It’s safe to say we, as a nation, are engaged in two wars we will not win and which are draining our treasure and our youth. Billions already spent will be followed by billions more we haven’t got but which we must find to keep faith with the injured and the scarred.

I can find only one good thing to come from our current miserable, protracted, neo-con-sponsored tragedy. Just one. And that’s the resurgence in this country of honoring veterans … veterans of all wars. The last couple of years have seen more parades, more stories, more media attention paid to those who put on the various uniforms and took their turns defending America.

My turn was nine years of active service. No one ever took a shot at me. Except a fella from Chicago. And he was dumb; not angry. We were firing in the prone position on the range at Lackland Air Force Base in Texas. His M-1 jammed. So he got up, turned around to get help and put a shot over the heads of the rest of us lying on the ground. We had a little “blanket reception” for him that night in the barracks. “Lesson in gun safety” we called it.

Veteran’s Day used to be a big deal. Draftee or volunteer: we honored them all. Because we won every time.

Then came Korea. The world recorded it as a draw; not a loss. But in the hearts and minds of all Korean vets … combat or not … it didn’t end the way it should have because the political clout to win wasn’t there. Nor, it seemed, the national will. So, those who were left came home.

Honoring veterans who had simply fought for a tie didn’t seem the same as honoring those who crushed an enemy. So, aside from some VFW and American Legion posts, Veterans Day came to mean little more than a day off for bankers and government workers.

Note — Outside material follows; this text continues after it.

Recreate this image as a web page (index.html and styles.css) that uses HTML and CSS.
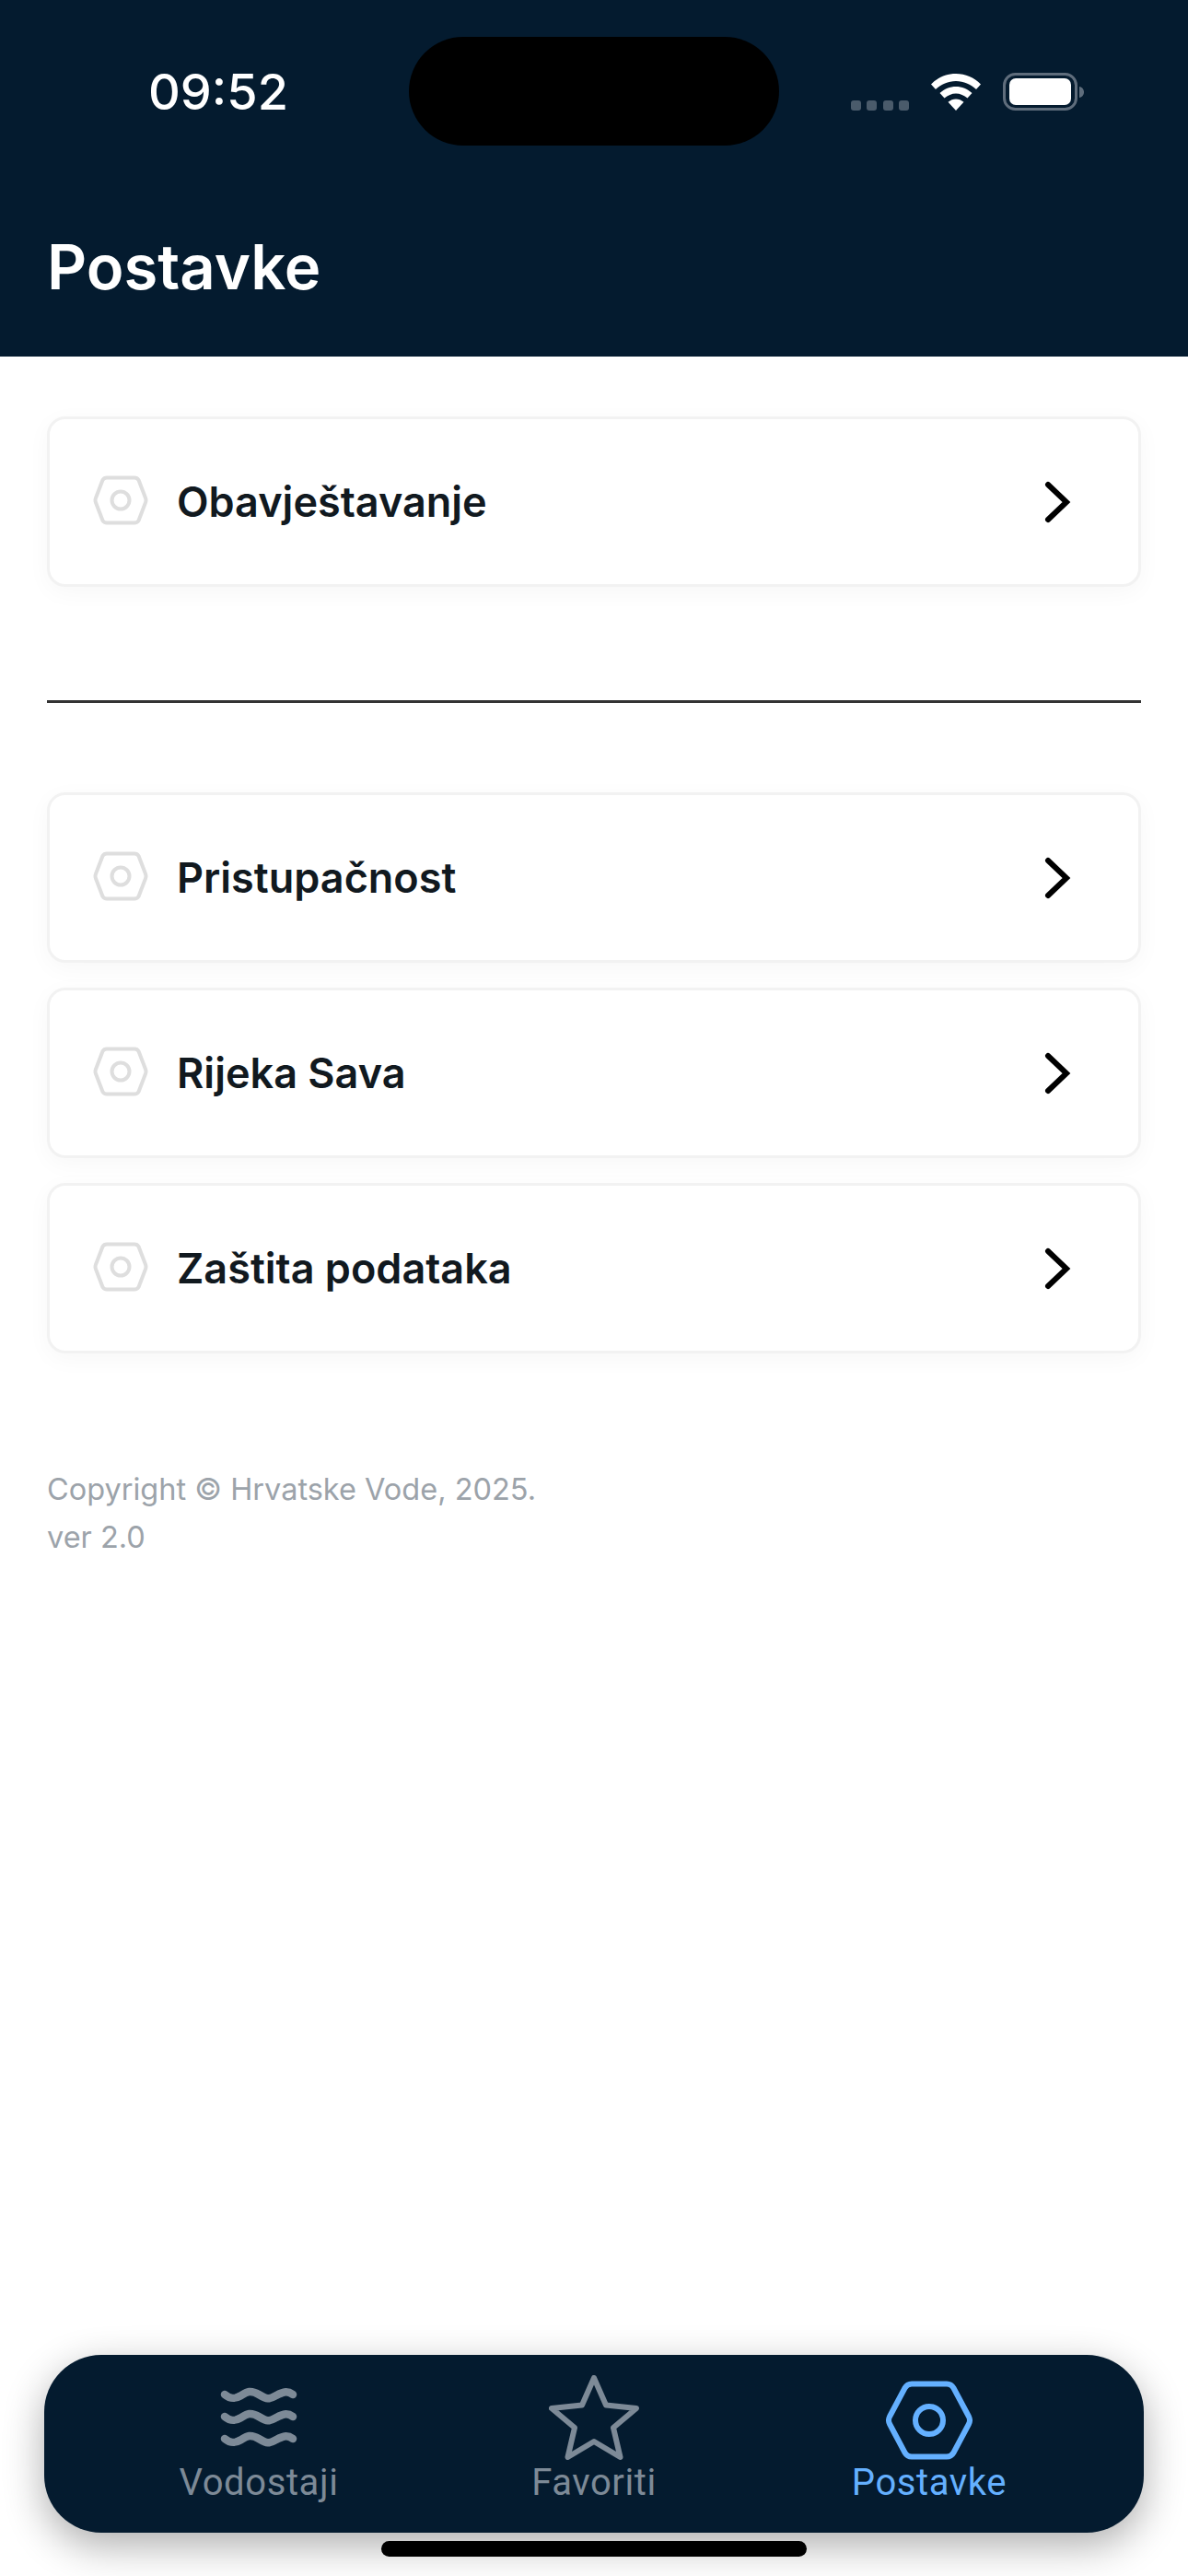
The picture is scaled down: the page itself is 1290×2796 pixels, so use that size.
FILE: index.html
```html
<!DOCTYPE html>
<html lang="hr">
<head>
<meta charset="utf-8">
<title>Postavke</title>
<link rel="stylesheet" href="styles.css">
</head>
<body>
<div class="app">
  <header class="header">
    <div class="status">
      <span class="time">09:52</span>
      <div class="status-icons">
        <div class="dots"><i></i><i></i><i></i><i></i></div>
        <svg class="wifi" width="54" height="40" viewBox="0 0 54 40"><path fill="#fff" d="M27 0C16.500 0 7.500 4 0 11.500L5 17C11 11.500 18.500 8 27 8S43 11.500 49 17L54 11.500C46.500 4 37.500 0 27 0Z"/><path fill="#fff" d="M27 14C20.500 14 14.500 16.500 9.500 21L14.500 26.500C18 23.500 22.500 21.500 27 21.500S36 23.500 39.500 26.500L44.500 21C39.500 16.500 33.500 14 27 14Z"/><path fill="#fff" d="M27 27.500C24 27.500 21 28.700 18.500 30.800L27 40L35.500 30.800C33 28.700 30 27.500 27 27.500Z"/></svg>
        <svg class="battery" width="89" height="42" viewBox="0 0 89 42"><rect x="1.500" y="1.500" width="78" height="38" rx="12" fill="none" stroke="#5f6d7c" stroke-width="3"/><rect x="7" y="6" width="67" height="29" rx="7" fill="#fff"/><path fill="#5f6d7c" d="M83 15C86 15.500 88 18 88 21S86 26.500 83 27Z"/></svg>
      </div>
    </div>
    <div class="island"></div>
    <h1 class="title">Postavke</h1>
  </header>

  <main class="content">
    <a class="card">
      <svg class="hex" width="60" height="54" viewBox="0 0 60 54"><path d="M15 2.500H45Q48 2.500 49.500 5L57 24.500Q58 27 57 29.500L49.500 49Q48 51.500 45 51.500H15Q12 51.500 10.500 49L3 29.500Q2 27 3 24.500L10.500 5Q12 2.500 15 2.500Z" fill="none" stroke="#dedede" stroke-width="4"/><circle cx="30" cy="27" r="9.500" fill="none" stroke="#dedede" stroke-width="4"/></svg>
      <span class="card-label">Obavještavanje</span>
      <svg class="chev" width="32" height="46" viewBox="0 0 32 46"><path d="M6 4L26 23L6 42" fill="none" stroke="#000" stroke-width="6" stroke-linecap="round"/></svg>
    </a>
    <hr class="divider">
    <div class="group">
      <a class="card">
        <svg class="hex" width="60" height="54" viewBox="0 0 60 54"><path d="M15 2.500H45Q48 2.500 49.500 5L57 24.500Q58 27 57 29.500L49.500 49Q48 51.500 45 51.500H15Q12 51.500 10.500 49L3 29.500Q2 27 3 24.500L10.500 5Q12 2.500 15 2.500Z" fill="none" stroke="#dedede" stroke-width="4"/><circle cx="30" cy="27" r="9.500" fill="none" stroke="#dedede" stroke-width="4"/></svg>
        <span class="card-label">Pristupačnost</span>
        <svg class="chev" width="32" height="46" viewBox="0 0 32 46"><path d="M6 4L26 23L6 42" fill="none" stroke="#000" stroke-width="6" stroke-linecap="round"/></svg>
      </a>
      <a class="card">
        <svg class="hex" width="60" height="54" viewBox="0 0 60 54"><path d="M15 2.500H45Q48 2.500 49.500 5L57 24.500Q58 27 57 29.500L49.500 49Q48 51.500 45 51.500H15Q12 51.500 10.500 49L3 29.500Q2 27 3 24.500L10.500 5Q12 2.500 15 2.500Z" fill="none" stroke="#dedede" stroke-width="4"/><circle cx="30" cy="27" r="9.500" fill="none" stroke="#dedede" stroke-width="4"/></svg>
        <span class="card-label">Rijeka Sava</span>
        <svg class="chev" width="32" height="46" viewBox="0 0 32 46"><path d="M6 4L26 23L6 42" fill="none" stroke="#000" stroke-width="6" stroke-linecap="round"/></svg>
      </a>
      <a class="card">
        <svg class="hex" width="60" height="54" viewBox="0 0 60 54"><path d="M15 2.500H45Q48 2.500 49.500 5L57 24.500Q58 27 57 29.500L49.500 49Q48 51.500 45 51.500H15Q12 51.500 10.500 49L3 29.500Q2 27 3 24.500L10.500 5Q12 2.500 15 2.500Z" fill="none" stroke="#dedede" stroke-width="4"/><circle cx="30" cy="27" r="9.500" fill="none" stroke="#dedede" stroke-width="4"/></svg>
        <span class="card-label">Zaštita podataka</span>
        <svg class="chev" width="32" height="46" viewBox="0 0 32 46"><path d="M6 4L26 23L6 42" fill="none" stroke="#000" stroke-width="6" stroke-linecap="round"/></svg>
      </a>
    </div>
    <p class="copy">Copyright © Hrvatske Vode, 2025.<br>ver 2.0</p>
  </main>

  <nav class="tabbar">
    <a class="tab">
      <svg class="tab-icon" width="84" height="84" viewBox="0 0 84 84"><g fill="none" stroke="#7d8a97" stroke-width="8.500" stroke-linecap="round"><path d="M5 13C11 18 16 18 22 14.500S32 7 42 13S53 18 60 14.500S72 8 79 13"/><path d="M5 37C11 42 16 42 22 38.500S32 31 42 37S53 42 60 38.500S72 32 79 37"/><path d="M5 61C11 66 16 66 22 62.500S32 55 42 61S53 66 60 62.500S72 56 79 61"/></g></svg>
      <span class="tab-label">Vodostaji</span>
    </a>
    <a class="tab">
      <svg class="tab-icon" width="98" height="92" viewBox="0 0 98 92"><path d="M49 3L62 32.500L95 36L70 57L77.500 89L49 72L20.500 89L28 57L3 36L36 32.500Z" fill="none" stroke="#7d8a97" stroke-width="6" stroke-linejoin="round"/></svg>
      <span class="tab-label">Favoriti</span>
    </a>
    <a class="tab tab-active">
      <svg class="tab-icon" width="94" height="86" viewBox="0 0 94 86"><path d="M28 3.500H66Q71 3.500 73.500 8L90 39Q92 43 90 47L73.500 78Q71 82.500 66 82.500H28Q23 82.500 20.500 78L4 47Q2 43 4 39L20.500 8Q23 3.500 28 3.500Z" fill="none" stroke="#64b0ff" stroke-width="6"/><circle cx="47" cy="43" r="15" fill="none" stroke="#64b0ff" stroke-width="6"/></svg>
      <span class="tab-label">Postavke</span>
    </a>
  </nav>
  <div class="home"></div>
</div>
</body>
</html>
```
FILE: styles.css
```css
* { box-sizing: border-box; }
html, body { margin: 0; padding: 0; background: #fff; }
.app {
  position: relative;
  width: 1290px;
  height: 2796px;
  overflow: hidden;
  display: flex;
  flex-direction: column;
  font-family: Inter, "Liberation Sans", sans-serif;
}
.header {
  height: 387px;
  background: #041b2f;
  padding: 0 51px;
  flex: none;
}
.status {
  height: 200px;
  display: flex;
  align-items: flex-start;
  justify-content: space-between;
}
.time {
  margin: 70px 0 0 110px;
  font-size: 54px;
  line-height: 60px;
  font-weight: 500;
  color: #fff;
}
.status-icons {
  display: flex;
  align-items: flex-start;
  margin: 79px 61px 0 0;
}
.dots { display: flex; gap: 6.500px; margin: 30px 24px 0 0; }
.dots i { width: 11px; height: 11px; border-radius: 3px; background: #4a5b6b; display: block; }
.wifi { margin-top: 1px; }
.battery { margin-left: 24px; }
.island {
  position: absolute;
  left: 444px;
  top: 40px;
  width: 402px;
  height: 118px;
  border-radius: 59px;
  background: #000;
}
.title {
  margin: 54px 0 0;
  font-size: 67px;
  line-height: 72px;
  font-weight: 600;
  color: #fff;
}
.content {
  padding: 65px 51px 0;
  flex: 1;
  display: flex;
  flex-direction: column;
}
.card {
  height: 185px;
  border: 3px solid #f2f2f2;
  border-radius: 20px;
  background: #fff;
  box-shadow: 0 6px 26px rgba(0,0,0,.035);
  display: flex;
  align-items: center;
  padding: 0 72px 0 47px;
}
.hex { margin: -4px 31px 0 0; flex: none; }
.card-label {
  flex: 1;
  font-size: 45px;
  line-height: 60px;
  font-weight: 600;
  color: #11191f;
}
.chev { flex: none; }
.divider {
  margin: 123px 0 97px;
  border: 0;
  height: 3px;
  background: #333;
}
.group { display: flex; flex-direction: column; gap: 27px; }
.copy {
  margin: 122px 0 0;
  font-size: 32.500px;
  line-height: 52px;
  color: #9ca3aa;
}
.tabbar {
  position: absolute;
  left: 48px;
  top: 2556px;
  width: 1194px;
  height: 193px;
  border-radius: 62px;
  background: #041b2f;
  box-shadow: 0 14px 44px rgba(0,0,0,.32);
  padding: 0 51px;
  display: grid;
  grid-template-columns: repeat(3, 1fr);
}
.tab {
  height: 100%;
  display: flex;
  flex-direction: column;
  align-items: center;
  justify-content: flex-end;
  padding-bottom: 32px;
  color: #7d8a97;
}
.tab-icon { margin-bottom: 3px; }
.tab-label {
  font-family: Roboto, Inter, sans-serif;
  font-size: 40px;
  line-height: 44px;
  letter-spacing: 0.6px;
}
.tab-active { color: #64b0ff; }
.home {
  position: absolute;
  left: 414px;
  top: 2758px;
  width: 462px;
  height: 17px;
  border-radius: 9px;
  background: #000;
}
```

Then Viet Nam. This nation stepped into the Southeast Asian quicksand because of bad political decisions and a lot of political and some military leadership deceit. Ultimately, a lack of national will to throw our full weight into a “little war” in some far off place where “we probably would have lost anyway” meant there was no victory. In fact, the long view of our history will likely record it as a loss. Americans who were there … Americans who fought the fight and endured the unendurable … those Americans won’t ever see it that way.

Another war where we were and shouldn’t have been. And when that political realization finally hit home after all the killing and loss of national treasure, pride and thousands of lives, someone blew the whistle and it ended. Again, those who were left came home.

And, again, the acknowledgment of veterans with a special day was pushed further down into the depth of our national consciousness and left largely to those who served to remember each other and the sacrifices that had been made.

Now we’re sending our young people and our megabillions of dollars to other places we shouldn’t be in a futile attempt to change conditions that have existed for thousands of years. Conditions that defeated every other nation that tried to intervene for whatever purpose. We won’t change things there, either. We will eventually come home without victory.

So maybe the only positive thing to come out of this terrible cost of lives and treasure is the resurgence of American recognition of what it means to be a veteran. A veteran of any war. Technology and some damned fine reporting by a few gutsy journalists who took cameras, cell phones and laptop computers into the line of fire in this one have given us non-combatants and non-participants a new realization of what it’s really like in battle under conditions none of us would care to experience.

So, Veteran’s Day seems to be making a comeback for the old and providing a new experience for the young. I’m seeing fewer Veteran’s Day sales and more Veteran’s Day flags. And parades. Little ones. Big ones. But more of ‘em.

All that is good. All of that is as it should be. But if you want to really get the meaning … if you really want to know what Veteran’s Day is supposed to be about … go talk to a veteran. Any veteran. Anywhere.

If you’re in a hurry, just shake a hand and say “Thank you.” If you’ve got some time, ask some questions about experiences, comrades and memories. That veteran will never stop you to tell you any of this. But if you ask, you’ll be the richer for what you learn.

And the veteran will be grateful for the chance to share and to have a new feeling that one more American has some idea of what it means to have borne the fight.